Books | Bibliography | Relativity.pdf

Einstein's "Relativity" book in PDF format



Relativity.pdf is a "port" of an old project from the 1990's, which originally converted Einstein's relativity book into a hypertext file, in Windows "HelpFile" format (relativ.hlp). It's now been converted to Adobe's portable document format (".PDF")

 

Project progress:

  • v 0.9 book completed. Converted remaining equations from "Times" to "Arial".
  • v 0.91 added new subject index 
  • v 0.92 added index of people mentioned in the book, with brief biographical details
  • v1.1 added summaries for each chapter to the table of contents
  • v1.2 added a picture of Einstein 

Right now, the hyperlinks embedded within the book aren't compiling properly, but you can navigate within the separate bookmarks pane on the left, which has all the chapters and sections listed. To jump to the occurrence of a particular word, you can hit "Ctrl F" to trigger Acrobat's "Find" function, and then F3 to page through all instances of that word in the text. 

Some of the "look and feel" of the .pdf file has been inherited from the "helpfile" version -- text is still in a "sans serif" font to make it easier to read onscreen, italicised text is picked out in dark red, names of people appear in dark blue. Some of the design decisions made for the helpfile version don't transfer so well to .pdf, so I'll be trying to set aside time to do a bit more tweeking, but the basic idea is the same: that the content should be made as accessible as possible, even if that means straying from the usual conventions of book typesetting. The book is meant to be read, searched and referred to, rather than looked at.   
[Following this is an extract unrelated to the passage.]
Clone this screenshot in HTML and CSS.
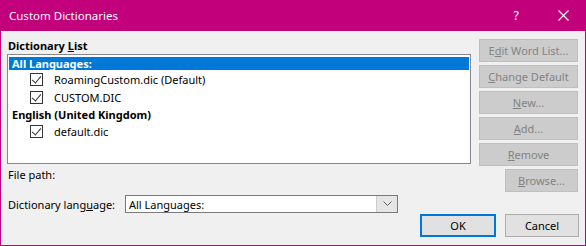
FILE: index.html
```html
<!DOCTYPE html>
<html lang="en">
<head>
  <meta charset="UTF-8">
  <title>Custom Dictionaries</title>
  <link rel="stylesheet" href="styles.css">
</head>
<body>
  <div class="dialog">
    <div class="titlebar">
      <span class="title">Custom Dictionaries</span>
      <span class="help">?</span>
      <svg class="close" width="11" height="11" viewBox="0 0 11 11">
        <path d="M0.5 0.5 L10.5 10.5 M10.5 0.5 L0.5 10.5" stroke="#fff" stroke-width="1.1" fill="none"/>
      </svg>
    </div>

    <div class="content">
      <div class="main">
        <div class="label bold">Dictionary <u>L</u>ist</div>
        <div class="listbox">
          <div class="row group selected">All Languages:</div>
          <div class="row item"><span class="check"></span>RoamingCustom.dic (Default)</div>
          <div class="row item"><span class="check"></span>CUSTOM.DIC</div>
          <div class="row group short-row">English (United Kingdom)</div>
          <div class="row item"><span class="check"></span>default.dic</div>
        </div>
        <div class="filepath">File path:</div>
        <div class="langline">
          <span class="lang-label">Dictionary lang<u>u</u>age:</span>
          <div class="select">
            <span class="select-text">All Languages:</span>
            <span class="arrow">
              <svg width="9" height="6" viewBox="0 0 9 6"><path d="M0.5 0.5 L4.5 4.5 L8.5 0.5" stroke="#606060" fill="none"/></svg>
            </span>
          </div>
        </div>
      </div>

      <div class="side">
        <button class="btn off">E<u>d</u>it Word List...</button>
        <button class="btn off"><u>C</u>hange Default</button>
        <button class="btn off"><u>N</u>ew...</button>
        <button class="btn off"><u>A</u>dd...</button>
        <button class="btn off"><u>R</u>emove</button>
        <button class="btn off short"><u>B</u>rowse...</button>
      </div>
    </div>

    <div class="footer">
      <button class="btn ok">OK</button>
      <button class="btn cancel">Cancel</button>
    </div>
  </div>
</body>
</html>
```

FILE: styles.css
```css
body {
  margin: 0;
  font-family: "Noto Sans", "Open Sans", sans-serif;
  font-size: 11px;
  color: #000;
}

.dialog {
  width: 586px;
  height: 246px;
  box-sizing: border-box;
  border: 1px solid #c3007b;
  border-top: none;
  background: #f0f0f0;
  display: flex;
  flex-direction: column;
}

.titlebar {
  height: 31px;
  flex-shrink: 0;
  background: #c3007b;
  color: #fff;
  display: flex;
  align-items: center;
  margin: 0 -1px;
  padding-left: 9px;
  font-size: 11.5px;
}

.title {
  flex: 1;
}

.help {
  font-size: 12.5px;
  margin-right: 39px;
}

.close {
  margin-right: 17px;
}

.content {
  display: flex;
  padding: 8px 0 0 6px;
}

.main {
  width: 464px;
}

.label {
  height: 15px;
  line-height: 14px;
  padding-left: 1px;
}

.bold {
  font-weight: bold;
}

.listbox {
  height: 110px;
  box-sizing: border-box;
  border: 1px solid #828790;
  background: #fff;
  padding: 2px 1px 1px;
}

.row {
  height: 18px;
  display: flex;
  align-items: center;
  white-space: nowrap;
}

.group {
  font-weight: bold;
  padding-left: 3px;
}

.selected {
  background: #0078d7;
  color: #fff;
  height: 13px;
}

.short-row {
  height: 16px;
}

.item {
  padding-left: 21px;
}

.check {
  width: 11px;
  height: 11px;
  border: 1px solid #333;
  margin-right: 11px;
  position: relative;
  flex-shrink: 0;
}

.check::after {
  content: "";
  position: absolute;
  left: 3px;
  top: 0;
  width: 4px;
  height: 8px;
  border-right: 1px solid #333;
  border-bottom: 1px solid #333;
  transform: rotate(40deg);
}

.filepath {
  margin-top: 3px;
  padding-left: 1px;
  height: 16px;
  line-height: 16px;
}

.langline {
  display: flex;
  align-items: center;
  margin-top: 12px;
}

.lang-label {
  width: 118px;
  padding-left: 1px;
  box-sizing: border-box;
  white-space: nowrap;
}

.select {
  width: 273px;
  height: 18px;
  box-sizing: border-box;
  border: 1px solid #7a7a7a;
  background: #fff;
  display: flex;
  align-items: center;
}

.select-text {
  flex: 1;
  padding-left: 3px;
  white-space: nowrap;
}

.arrow {
  width: 20px;
  height: 16px;
  background: #e5e5e5;
  border-left: 1px solid #cccccc;
  display: flex;
  align-items: center;
  justify-content: center;
}

.side {
  display: flex;
  flex-direction: column;
  align-items: flex-end;
  gap: 3px;
  margin-left: 8px;
}

.btn {
  font-family: inherit;
  font-size: 11px;
  height: 23px;
  width: 99px;
  padding: 0;
  box-sizing: border-box;
  border: 1px solid #adadad;
  background: #e1e1e1;
  color: #000;
  white-space: nowrap;
}

.btn.off {
  background: #cccccc;
  border-color: #bfbfbf;
  color: #838383;
}

.btn.short {
  width: 73px;
}

.footer {
  display: flex;
  justify-content: flex-end;
  gap: 9px;
  padding-right: 6px;
  margin-top: 1px;
}

.btn.ok {
  width: 76px;
  border: 2px solid #0078d7;
}

.btn.cancel {
  width: 74px;
}
```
The original "helpfile" version

Relativ.hlp used to be available from the old "Erk's Relativity Pages" website, and had multiple tiled panes that allowed diferent views of the document. It also had a few nice features that aren't implemented on the PDF version, such as the ability to see chapter names and footnote text when you hovered the mouse over a hyperlink. The helpfile version allowed text to re-flow when a window was resized, and it was designed to be readable on small monitors. 
It was a pretty thorough implementation. The only real outstanding issue with the final version was that, due to a character-coding error, any time the user copied sections to the clipboard, the implementation copyright notice displayed an (R) symbol rather than the proper "©".
The original Windows help engine had a few restrictions (for instance, you only had the 16-colour Windows system palette to play with), but it also had some pretty advanced features that most helpfile authors didn't use, and relativ.hlp did a good job of showing off what the format was capable of.